The Year 4 have been inquiring into their own and others’ wellbeing and the choices that affect their lives. The group began by sharing their knowledge of wellbeing which was vast and varied.  This led us to explore the different areas that make up a happy and healthy life; including mental and physical health. To summarise and represent our newfound understanding that multiple things contribute to our health, we constructed a wellbeing wheel, complete with colors and images to match each area. Students then wanted to look beyond our classroom walls to find out what the rest of the school understood on the topic. Constructing a series of survey questions, the Year 4 set about interviewing the Years 3 and 6.

Feeling very pleased with their results, the children are now in the midst of collating, graphing and interpreting their data. We’re all looking forward to the information report each pair puts together and shares with the group in the upcoming weeks. 

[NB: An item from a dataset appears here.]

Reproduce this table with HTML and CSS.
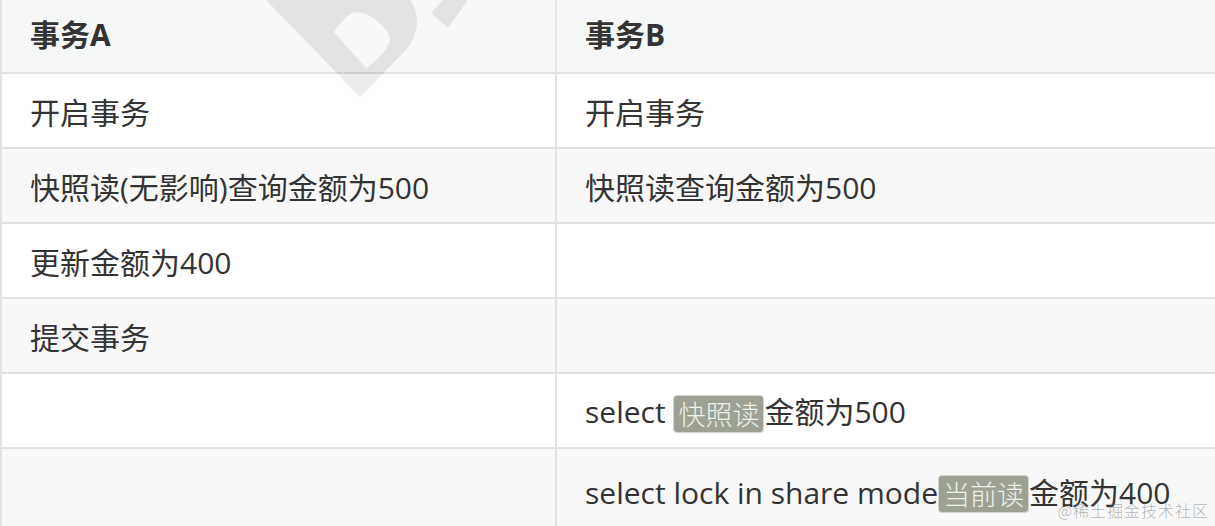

Building Positive Relationships 

It is wonderful to see how naturally the students in the middle years have developed relationships with one another. The Year 4 students are fantastic role models for Year 3. Without even realising, they demonstrate exemplary behaviours that are in turn modelled by the younger students. Camp at Phillip Island this week will be a prime opportunity for the students to further consolidate relationships through shared experiences. At all times, Woodleigh’s 3 R’s (Respect for self, respect for others, respect for the environment) underpin students’ positive involvement at school and beyond. Furthermore, at Penbank we strive to be safe, fair and kind. These simple guiding principles have profound benefits for all students and teachers in building and maintaining positive relationships.

Swimming Sports 

Initially an opportunity for students in Years 4-6, there was an overwhelming show of enthusiasm from Year 3 students to take part in Penbank’s recent Swimming Carnival. Despite grey skies and rain, the spirits of the swimmers and supporters were not dampened. Well done to the children for their support, good behaviour and involvement in the events. Thank you also to parents who were able to come along and offer their support.


It’s great to see students bringing their diaries to school each day. Throughout the week, we diarise important dates and talk about how upcoming events relate to the children and the school community. Students learn about the days, weeks, months, terms, and holidays and seasons. Mathematical concepts relating to time are developed through routine use of diaries, and students become familiar with interpreting the calendar format. The school diary allows students to demonstrate their home reading progress. It may also be used as a communication tool by parents to share information with teachers. We encourage parents to consult and discuss the diary with their child to help develop literacy and organisation skills.


A huge thank-you to the students and parents who are reading at home as often as they can. We are noticing as the days go by that more and more students are also remembering to log their reading in their diaries so we can check it off. Well done! Reading at home not only increases comprehension and reading fluency but also improves spelling and writing skills. Please remember that our school library is a fantastic book resource to bolster up the home reading material. 

Spelling Words  

Fortnightly spelling words have begun to come home in student diaries, and we encourage children to build on their word knowledge at home. Although we don’t want this to become a laborious home task, it is a fantastic opportunity to consolidate knowledge taught during spelling sessions. A fast and simple way to do this is to recite and write spelling words. 

Cultural Diversity Week

During Week 8, we will be celebrating how special diversity is when we live in a community of many cultures. The focus for School Meeting will be around the importance of living in harmony with one another. Thursday will see us come together and celebrate the official Harmony Day with the Harmony Day Twilight Picnic. Hope to see you all there!

We look forward to a busy, exciting year full of caring, sharing and learning.